From 130,000 years ago to about 50,000 years ago was a time of relative warmth, some times much warmer than our own. This is the period in which the mammoth and mastodon bones were left, as well as some creatures that can still be found in the Rocky Mountains.
 
By about 50,000 years ago, glaciers had begun to wax again. This time, they didn't advance quite as far down the valleys, but they substantially cooled the climate and lowered timberline.
 
That last glacial period peaked about 16,000 years ago – then the ice rapidly receded. Temperature suddenly warmed 12-13 degrees in just a decade about 10,000 to 11,000 years ago. Presto: the Earth was out of the ice age and in what we now like to think of as normal.
 
Even that period of stability, however, has been a roller coaster. Temperatures have swung widely.

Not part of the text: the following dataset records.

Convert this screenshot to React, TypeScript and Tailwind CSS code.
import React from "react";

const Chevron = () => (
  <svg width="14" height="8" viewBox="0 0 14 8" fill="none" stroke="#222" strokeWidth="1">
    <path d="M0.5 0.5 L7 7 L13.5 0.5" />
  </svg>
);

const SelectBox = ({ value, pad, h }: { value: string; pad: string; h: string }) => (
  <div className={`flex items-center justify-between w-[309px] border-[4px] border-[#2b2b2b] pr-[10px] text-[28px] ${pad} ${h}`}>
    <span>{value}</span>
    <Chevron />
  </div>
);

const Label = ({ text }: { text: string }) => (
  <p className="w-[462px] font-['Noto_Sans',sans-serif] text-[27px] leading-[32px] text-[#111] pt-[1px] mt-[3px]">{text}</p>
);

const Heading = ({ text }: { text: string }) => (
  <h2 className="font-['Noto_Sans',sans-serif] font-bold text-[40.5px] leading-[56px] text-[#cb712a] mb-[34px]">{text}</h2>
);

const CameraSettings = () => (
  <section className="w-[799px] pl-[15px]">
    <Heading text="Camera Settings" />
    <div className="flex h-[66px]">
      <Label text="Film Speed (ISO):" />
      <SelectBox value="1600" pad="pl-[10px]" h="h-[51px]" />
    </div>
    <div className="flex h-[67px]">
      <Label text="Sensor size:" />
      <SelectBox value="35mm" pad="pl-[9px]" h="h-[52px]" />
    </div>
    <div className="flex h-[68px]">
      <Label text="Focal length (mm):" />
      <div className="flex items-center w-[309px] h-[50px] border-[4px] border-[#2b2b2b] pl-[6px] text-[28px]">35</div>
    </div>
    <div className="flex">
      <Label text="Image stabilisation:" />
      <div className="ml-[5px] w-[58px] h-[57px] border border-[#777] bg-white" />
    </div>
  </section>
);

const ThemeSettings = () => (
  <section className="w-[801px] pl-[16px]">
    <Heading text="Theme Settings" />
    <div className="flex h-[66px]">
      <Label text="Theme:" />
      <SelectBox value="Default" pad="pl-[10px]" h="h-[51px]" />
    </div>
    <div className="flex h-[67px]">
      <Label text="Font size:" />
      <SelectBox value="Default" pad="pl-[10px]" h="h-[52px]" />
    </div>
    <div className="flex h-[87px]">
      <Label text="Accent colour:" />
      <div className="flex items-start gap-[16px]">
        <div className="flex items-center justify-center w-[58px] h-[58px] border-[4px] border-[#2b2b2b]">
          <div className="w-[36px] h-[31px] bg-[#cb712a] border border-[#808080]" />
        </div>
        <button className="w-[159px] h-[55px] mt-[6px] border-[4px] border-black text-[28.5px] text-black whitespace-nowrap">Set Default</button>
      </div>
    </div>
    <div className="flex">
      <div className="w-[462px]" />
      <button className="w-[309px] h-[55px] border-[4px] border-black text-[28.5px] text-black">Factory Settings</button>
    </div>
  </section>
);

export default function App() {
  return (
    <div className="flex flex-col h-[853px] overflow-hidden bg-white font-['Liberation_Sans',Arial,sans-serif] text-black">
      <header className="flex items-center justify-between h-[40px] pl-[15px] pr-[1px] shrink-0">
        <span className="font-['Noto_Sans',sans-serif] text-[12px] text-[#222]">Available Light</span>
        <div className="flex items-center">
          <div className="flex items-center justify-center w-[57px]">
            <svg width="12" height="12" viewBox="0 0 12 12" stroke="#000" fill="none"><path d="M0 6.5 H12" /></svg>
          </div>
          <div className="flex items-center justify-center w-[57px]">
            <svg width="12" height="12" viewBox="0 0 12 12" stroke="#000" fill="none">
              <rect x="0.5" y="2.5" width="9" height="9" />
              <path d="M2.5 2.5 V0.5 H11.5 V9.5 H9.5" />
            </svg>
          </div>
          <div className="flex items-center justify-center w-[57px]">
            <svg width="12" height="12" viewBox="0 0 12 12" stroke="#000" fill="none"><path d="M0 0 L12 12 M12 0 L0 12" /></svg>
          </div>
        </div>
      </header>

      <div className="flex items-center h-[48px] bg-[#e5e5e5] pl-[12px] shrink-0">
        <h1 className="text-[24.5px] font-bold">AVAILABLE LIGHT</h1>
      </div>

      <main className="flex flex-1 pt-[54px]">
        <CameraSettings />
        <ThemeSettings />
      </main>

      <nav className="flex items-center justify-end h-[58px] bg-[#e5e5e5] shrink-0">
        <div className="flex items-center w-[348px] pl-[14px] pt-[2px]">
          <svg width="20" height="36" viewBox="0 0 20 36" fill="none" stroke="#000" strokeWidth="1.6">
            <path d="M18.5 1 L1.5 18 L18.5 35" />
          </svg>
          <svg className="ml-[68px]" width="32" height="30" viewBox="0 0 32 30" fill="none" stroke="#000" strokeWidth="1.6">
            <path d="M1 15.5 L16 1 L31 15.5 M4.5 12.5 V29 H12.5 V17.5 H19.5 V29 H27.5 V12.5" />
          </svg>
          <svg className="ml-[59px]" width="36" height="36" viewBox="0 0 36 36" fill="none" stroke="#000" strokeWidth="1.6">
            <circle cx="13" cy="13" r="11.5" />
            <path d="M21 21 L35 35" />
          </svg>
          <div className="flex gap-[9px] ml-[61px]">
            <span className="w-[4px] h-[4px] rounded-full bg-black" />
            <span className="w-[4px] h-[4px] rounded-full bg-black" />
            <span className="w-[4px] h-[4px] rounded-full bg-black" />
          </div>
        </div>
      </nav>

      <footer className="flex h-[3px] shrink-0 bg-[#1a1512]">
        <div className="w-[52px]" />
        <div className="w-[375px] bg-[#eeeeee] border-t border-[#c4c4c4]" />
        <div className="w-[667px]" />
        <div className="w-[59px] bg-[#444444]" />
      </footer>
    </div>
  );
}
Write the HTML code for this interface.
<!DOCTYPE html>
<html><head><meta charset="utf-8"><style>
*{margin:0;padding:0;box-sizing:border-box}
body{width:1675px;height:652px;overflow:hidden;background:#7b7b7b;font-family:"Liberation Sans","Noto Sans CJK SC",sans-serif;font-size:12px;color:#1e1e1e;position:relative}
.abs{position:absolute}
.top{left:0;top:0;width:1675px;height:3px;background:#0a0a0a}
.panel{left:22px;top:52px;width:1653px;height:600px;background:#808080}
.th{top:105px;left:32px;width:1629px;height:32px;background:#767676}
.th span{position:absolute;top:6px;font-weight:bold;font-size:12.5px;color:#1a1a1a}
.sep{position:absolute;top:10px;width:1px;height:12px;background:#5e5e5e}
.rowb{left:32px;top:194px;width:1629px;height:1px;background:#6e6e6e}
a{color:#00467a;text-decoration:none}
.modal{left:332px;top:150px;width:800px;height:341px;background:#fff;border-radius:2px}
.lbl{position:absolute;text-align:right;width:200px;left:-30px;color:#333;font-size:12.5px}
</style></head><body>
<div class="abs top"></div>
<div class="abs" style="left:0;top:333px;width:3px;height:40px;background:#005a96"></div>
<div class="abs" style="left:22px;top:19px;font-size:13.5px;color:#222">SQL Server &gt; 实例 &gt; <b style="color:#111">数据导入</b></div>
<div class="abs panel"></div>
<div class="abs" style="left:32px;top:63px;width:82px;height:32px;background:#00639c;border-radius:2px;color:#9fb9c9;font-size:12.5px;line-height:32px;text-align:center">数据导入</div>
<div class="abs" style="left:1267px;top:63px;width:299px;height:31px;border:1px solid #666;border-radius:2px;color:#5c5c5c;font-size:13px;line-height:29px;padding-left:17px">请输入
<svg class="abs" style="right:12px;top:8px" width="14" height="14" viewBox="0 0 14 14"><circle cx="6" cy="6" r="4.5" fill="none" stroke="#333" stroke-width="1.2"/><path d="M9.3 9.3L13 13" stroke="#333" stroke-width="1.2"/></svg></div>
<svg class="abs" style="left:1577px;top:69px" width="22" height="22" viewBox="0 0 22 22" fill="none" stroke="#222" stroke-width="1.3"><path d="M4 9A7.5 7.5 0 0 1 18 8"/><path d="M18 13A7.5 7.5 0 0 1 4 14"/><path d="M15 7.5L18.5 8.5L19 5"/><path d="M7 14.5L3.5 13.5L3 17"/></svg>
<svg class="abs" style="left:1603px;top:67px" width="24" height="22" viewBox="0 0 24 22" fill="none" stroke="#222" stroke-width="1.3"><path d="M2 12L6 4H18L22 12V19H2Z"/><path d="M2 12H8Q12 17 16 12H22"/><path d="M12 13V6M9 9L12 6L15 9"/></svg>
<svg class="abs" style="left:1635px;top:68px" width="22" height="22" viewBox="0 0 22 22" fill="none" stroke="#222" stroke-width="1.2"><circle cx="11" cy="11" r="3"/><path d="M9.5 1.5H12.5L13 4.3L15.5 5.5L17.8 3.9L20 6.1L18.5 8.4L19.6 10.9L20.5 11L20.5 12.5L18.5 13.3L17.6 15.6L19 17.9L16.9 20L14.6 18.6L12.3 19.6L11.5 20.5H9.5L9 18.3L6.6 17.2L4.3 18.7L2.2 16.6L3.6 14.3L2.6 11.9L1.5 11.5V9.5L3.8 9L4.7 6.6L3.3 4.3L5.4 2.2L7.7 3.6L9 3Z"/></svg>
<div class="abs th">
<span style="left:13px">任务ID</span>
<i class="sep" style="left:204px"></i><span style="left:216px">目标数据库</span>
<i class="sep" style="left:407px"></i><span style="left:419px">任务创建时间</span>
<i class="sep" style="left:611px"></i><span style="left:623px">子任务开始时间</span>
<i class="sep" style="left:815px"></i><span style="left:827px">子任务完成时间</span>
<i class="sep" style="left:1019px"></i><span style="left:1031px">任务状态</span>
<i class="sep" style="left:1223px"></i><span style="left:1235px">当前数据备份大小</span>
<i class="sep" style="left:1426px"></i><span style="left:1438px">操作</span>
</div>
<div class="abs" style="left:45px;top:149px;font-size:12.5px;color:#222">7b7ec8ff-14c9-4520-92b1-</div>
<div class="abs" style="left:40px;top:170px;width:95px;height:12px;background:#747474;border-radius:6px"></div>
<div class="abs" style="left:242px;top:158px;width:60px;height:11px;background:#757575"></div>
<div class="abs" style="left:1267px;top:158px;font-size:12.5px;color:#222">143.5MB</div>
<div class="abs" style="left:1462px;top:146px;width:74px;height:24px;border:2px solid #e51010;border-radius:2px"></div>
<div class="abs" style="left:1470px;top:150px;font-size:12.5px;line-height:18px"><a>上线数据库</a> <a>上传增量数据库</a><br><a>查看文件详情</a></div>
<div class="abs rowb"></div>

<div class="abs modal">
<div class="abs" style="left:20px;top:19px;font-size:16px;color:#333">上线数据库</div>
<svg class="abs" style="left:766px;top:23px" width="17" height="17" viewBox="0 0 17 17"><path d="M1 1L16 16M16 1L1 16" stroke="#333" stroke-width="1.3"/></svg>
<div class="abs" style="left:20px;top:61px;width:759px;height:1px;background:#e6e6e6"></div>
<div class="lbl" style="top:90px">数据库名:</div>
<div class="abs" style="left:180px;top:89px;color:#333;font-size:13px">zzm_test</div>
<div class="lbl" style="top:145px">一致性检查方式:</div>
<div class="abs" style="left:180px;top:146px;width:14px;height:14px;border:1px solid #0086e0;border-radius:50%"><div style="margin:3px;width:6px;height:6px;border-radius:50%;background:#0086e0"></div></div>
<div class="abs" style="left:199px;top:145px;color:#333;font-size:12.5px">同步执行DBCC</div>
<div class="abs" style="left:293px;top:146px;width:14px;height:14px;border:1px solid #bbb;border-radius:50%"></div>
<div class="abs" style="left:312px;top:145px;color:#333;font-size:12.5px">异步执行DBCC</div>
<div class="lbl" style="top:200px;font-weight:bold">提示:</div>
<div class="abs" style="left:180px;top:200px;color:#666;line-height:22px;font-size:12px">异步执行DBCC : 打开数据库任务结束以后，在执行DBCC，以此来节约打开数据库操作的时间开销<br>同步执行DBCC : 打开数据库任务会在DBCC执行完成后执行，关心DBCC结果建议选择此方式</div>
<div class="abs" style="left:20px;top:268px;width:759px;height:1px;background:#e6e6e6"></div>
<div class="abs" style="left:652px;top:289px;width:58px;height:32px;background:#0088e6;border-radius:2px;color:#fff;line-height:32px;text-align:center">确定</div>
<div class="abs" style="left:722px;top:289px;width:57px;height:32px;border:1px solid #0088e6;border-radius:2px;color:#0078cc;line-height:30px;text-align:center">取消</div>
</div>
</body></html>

One pronounced cooling for several centuries froze the Thames River during winter months, stalled the advance of civilization, and aborted Norse settlement of Greenland. Now, the planet seems to be heating again – rapidly so, say some scientists, taking note of the rapid breakup of Arctic sea ice.
 
Important to the value of the Snowmass site is its elevation, nearly 9,000 feet. High elevations are more sensitive to climate changes than lower elevations.
 
Jeff Pigati of the U.S. Geological Survey, says the quality of the preservations allows for sharp dating, which will enhance clarity for the emerging story of the last interglacial period, called the Eemian.
 
“How did the plant communities change? How did the animal communities begin to change?” says Pigati. That, he explains, is where the Snowmass site will provide new understanding.
 
“This site opens up a window that we have not been able to see into,” he says.
 
The new insights will soon become apparent. Some 47 to 50 scientists of various disciplines continue their tests and are scheduled to begin submitting their reports, some of which will be presented in October at the Geological Society of America conference in Denver. The papers are expected to be published in early 2014.
 
Pigati describes himself like a child at Christmas, eager to unwrap the boxes. “It’s kind of like coming down and seeing all the gifts under the tree,” he says.